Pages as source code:
============
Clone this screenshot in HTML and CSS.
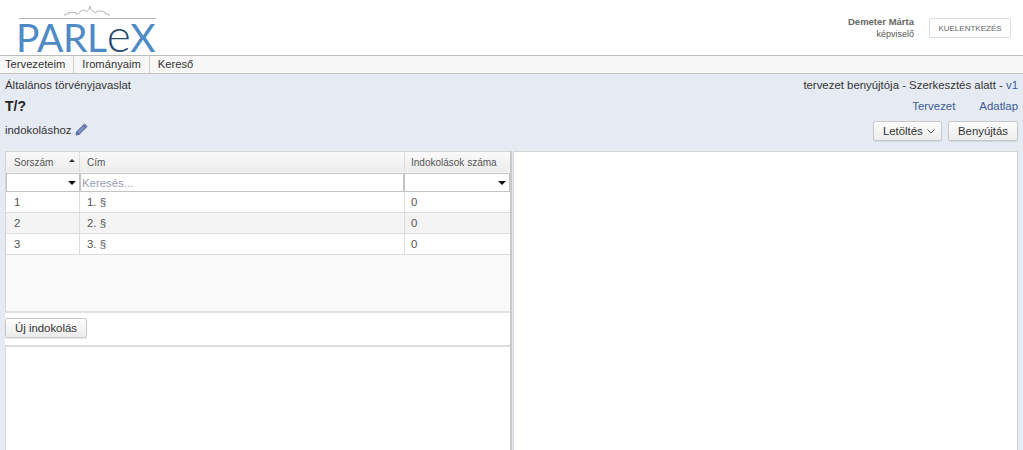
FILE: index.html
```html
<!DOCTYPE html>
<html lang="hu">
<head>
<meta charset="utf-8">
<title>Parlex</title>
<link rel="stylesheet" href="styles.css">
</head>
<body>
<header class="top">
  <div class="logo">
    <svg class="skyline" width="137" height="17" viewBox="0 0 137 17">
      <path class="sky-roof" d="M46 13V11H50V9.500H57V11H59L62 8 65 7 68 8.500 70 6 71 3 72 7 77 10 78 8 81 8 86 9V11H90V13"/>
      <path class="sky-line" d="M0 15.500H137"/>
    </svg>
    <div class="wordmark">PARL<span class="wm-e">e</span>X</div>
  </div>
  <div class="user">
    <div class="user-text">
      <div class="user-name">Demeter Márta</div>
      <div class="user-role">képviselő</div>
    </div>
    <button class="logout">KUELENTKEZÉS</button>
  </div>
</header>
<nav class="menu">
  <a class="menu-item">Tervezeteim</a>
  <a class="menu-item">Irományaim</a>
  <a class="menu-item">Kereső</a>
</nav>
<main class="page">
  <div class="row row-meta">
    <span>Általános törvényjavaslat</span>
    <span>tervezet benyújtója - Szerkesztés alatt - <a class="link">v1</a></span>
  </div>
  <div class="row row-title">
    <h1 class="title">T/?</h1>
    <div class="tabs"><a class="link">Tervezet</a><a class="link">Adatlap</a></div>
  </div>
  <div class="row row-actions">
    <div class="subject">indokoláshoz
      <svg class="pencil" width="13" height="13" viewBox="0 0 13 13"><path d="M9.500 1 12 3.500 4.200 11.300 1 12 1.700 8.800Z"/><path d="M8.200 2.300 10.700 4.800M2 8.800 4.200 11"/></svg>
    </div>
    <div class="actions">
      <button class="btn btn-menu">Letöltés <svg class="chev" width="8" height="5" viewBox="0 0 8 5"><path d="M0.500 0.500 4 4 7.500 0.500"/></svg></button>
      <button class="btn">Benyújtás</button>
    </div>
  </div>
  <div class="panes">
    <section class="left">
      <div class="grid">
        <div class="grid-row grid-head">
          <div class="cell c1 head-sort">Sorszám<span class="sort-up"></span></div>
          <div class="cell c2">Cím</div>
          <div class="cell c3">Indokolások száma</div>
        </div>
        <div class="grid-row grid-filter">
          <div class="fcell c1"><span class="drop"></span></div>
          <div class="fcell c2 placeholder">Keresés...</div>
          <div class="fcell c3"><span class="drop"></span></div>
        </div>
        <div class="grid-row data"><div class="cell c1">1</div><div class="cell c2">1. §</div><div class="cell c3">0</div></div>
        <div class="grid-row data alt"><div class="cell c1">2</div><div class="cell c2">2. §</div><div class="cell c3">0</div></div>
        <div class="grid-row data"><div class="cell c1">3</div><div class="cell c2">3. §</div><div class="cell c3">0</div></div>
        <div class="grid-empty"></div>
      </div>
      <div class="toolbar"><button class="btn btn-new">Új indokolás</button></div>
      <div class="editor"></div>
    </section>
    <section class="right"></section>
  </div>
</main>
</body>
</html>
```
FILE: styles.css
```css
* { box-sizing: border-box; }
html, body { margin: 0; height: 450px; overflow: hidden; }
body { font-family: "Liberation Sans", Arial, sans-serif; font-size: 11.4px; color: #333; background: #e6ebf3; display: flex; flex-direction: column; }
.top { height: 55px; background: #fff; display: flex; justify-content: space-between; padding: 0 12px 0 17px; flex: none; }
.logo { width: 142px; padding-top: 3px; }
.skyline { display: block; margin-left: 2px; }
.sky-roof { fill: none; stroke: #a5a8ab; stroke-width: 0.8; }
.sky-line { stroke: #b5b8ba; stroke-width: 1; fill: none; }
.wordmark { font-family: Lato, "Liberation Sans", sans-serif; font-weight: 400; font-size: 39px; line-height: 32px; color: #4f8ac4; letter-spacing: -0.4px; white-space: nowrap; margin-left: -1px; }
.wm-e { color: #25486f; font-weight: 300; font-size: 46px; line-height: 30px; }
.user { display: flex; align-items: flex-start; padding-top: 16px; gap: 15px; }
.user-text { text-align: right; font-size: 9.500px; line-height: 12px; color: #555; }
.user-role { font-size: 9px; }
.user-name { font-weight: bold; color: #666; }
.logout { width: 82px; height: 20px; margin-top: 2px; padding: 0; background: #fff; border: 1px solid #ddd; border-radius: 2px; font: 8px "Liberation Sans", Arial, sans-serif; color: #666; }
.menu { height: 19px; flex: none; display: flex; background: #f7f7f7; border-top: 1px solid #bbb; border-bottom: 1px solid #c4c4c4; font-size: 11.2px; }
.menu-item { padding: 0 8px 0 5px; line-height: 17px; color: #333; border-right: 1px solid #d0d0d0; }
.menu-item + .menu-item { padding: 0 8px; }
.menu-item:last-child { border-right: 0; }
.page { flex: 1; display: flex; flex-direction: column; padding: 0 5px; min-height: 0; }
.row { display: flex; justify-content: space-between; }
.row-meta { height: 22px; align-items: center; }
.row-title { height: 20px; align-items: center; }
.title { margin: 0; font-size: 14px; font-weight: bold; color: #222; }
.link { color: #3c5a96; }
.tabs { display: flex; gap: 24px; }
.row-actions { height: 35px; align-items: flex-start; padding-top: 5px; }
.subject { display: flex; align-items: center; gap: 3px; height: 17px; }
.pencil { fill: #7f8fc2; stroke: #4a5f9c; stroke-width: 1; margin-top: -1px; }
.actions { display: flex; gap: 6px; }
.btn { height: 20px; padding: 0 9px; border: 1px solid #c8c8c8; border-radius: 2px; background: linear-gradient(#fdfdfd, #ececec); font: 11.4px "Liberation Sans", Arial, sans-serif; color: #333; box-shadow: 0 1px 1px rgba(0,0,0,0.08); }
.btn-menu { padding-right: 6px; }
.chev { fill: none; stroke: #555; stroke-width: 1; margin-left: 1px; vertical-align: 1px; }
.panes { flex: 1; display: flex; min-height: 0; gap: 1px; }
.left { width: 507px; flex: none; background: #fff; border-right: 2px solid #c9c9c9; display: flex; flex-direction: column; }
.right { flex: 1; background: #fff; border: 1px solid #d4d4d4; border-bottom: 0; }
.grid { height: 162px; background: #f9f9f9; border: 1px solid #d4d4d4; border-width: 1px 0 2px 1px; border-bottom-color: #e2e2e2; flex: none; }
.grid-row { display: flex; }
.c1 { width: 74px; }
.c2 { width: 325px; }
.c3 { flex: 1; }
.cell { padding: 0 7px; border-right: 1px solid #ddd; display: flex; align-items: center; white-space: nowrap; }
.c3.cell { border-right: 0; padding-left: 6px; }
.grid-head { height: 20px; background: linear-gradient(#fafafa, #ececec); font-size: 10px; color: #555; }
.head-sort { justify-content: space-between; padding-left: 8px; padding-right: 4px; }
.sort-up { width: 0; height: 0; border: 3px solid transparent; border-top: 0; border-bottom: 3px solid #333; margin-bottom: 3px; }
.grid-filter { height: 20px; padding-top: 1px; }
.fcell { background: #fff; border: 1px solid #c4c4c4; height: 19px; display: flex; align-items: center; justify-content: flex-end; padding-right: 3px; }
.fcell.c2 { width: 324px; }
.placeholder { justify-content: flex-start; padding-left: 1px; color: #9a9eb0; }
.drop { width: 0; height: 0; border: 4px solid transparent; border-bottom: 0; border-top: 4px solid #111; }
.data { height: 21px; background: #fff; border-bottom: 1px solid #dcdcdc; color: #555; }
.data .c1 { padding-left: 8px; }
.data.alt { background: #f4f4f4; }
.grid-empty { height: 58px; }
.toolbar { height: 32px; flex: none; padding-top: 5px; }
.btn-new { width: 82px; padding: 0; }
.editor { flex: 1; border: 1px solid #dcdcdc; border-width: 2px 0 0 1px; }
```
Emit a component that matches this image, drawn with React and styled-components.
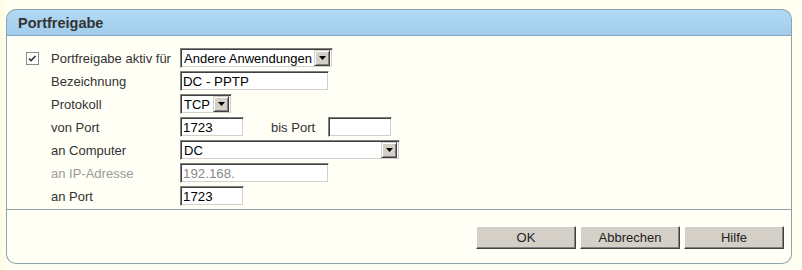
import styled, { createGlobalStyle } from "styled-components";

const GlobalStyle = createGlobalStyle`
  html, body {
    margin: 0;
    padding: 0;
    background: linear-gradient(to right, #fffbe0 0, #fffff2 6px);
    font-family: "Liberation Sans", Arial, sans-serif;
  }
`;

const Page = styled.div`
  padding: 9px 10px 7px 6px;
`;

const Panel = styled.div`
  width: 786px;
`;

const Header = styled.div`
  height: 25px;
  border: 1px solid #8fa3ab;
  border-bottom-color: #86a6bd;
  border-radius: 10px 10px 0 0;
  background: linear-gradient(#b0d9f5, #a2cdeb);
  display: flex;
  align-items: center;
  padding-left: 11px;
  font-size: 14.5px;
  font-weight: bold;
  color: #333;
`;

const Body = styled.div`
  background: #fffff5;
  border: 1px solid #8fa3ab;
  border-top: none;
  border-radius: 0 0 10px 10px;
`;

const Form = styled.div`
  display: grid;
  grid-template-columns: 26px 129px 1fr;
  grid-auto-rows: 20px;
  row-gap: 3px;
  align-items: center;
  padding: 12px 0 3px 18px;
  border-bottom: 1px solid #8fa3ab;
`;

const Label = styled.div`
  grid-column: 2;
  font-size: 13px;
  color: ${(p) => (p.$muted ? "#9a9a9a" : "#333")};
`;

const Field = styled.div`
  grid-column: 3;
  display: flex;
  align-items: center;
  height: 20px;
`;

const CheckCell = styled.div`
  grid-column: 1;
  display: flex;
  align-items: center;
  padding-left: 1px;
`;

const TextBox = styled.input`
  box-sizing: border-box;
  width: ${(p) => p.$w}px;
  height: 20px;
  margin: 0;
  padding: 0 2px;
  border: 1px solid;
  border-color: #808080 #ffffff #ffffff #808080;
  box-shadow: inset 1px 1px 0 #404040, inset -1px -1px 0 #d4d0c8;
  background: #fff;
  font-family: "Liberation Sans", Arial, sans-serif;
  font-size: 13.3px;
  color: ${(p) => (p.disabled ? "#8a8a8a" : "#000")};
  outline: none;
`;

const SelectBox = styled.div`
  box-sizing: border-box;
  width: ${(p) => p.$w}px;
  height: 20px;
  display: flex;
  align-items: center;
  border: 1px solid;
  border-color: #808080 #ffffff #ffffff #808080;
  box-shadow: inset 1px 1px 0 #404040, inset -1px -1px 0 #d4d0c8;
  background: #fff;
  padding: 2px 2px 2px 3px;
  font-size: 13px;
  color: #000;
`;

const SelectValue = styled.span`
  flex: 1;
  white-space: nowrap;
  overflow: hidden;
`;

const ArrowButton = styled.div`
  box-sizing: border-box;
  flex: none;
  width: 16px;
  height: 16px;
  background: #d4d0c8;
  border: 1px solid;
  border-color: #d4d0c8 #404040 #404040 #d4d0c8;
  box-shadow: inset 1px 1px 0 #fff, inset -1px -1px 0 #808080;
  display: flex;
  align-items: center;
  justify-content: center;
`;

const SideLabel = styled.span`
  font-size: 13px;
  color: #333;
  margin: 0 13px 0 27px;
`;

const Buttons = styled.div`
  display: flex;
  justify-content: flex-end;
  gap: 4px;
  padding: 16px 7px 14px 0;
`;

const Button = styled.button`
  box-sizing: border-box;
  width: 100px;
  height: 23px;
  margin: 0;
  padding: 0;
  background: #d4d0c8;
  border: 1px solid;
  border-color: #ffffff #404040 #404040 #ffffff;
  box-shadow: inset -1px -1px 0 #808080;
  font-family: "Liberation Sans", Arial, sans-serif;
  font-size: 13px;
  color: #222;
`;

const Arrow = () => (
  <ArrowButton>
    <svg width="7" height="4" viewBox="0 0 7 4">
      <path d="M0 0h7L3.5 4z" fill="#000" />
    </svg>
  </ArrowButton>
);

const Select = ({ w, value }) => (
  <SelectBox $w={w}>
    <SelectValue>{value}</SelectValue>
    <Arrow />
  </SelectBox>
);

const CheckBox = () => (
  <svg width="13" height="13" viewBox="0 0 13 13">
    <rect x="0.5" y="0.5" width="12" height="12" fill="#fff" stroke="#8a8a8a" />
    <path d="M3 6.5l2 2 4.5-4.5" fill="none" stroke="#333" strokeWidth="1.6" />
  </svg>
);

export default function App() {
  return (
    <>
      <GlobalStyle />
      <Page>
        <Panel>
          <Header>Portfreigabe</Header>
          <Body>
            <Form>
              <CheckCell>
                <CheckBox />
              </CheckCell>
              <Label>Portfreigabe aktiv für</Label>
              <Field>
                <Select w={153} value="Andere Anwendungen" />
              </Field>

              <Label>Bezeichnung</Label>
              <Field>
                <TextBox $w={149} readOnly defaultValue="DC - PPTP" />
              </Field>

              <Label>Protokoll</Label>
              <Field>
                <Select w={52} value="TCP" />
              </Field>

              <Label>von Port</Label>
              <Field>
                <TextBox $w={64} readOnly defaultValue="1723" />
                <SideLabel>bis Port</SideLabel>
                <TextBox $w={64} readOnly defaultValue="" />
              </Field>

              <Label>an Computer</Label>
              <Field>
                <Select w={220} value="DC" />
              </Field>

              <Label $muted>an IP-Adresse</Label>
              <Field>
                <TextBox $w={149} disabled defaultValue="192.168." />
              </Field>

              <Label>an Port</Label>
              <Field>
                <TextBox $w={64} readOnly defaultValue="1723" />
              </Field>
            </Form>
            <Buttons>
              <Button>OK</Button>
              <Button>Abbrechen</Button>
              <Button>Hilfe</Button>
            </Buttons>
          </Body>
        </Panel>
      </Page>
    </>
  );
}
============
Locate all lines that include the word "components" and copy them out.

## Correct response
Emit a component that matches this image, drawn with React and styled-components.
import styled, { createGlobalStyle } from "styled-components";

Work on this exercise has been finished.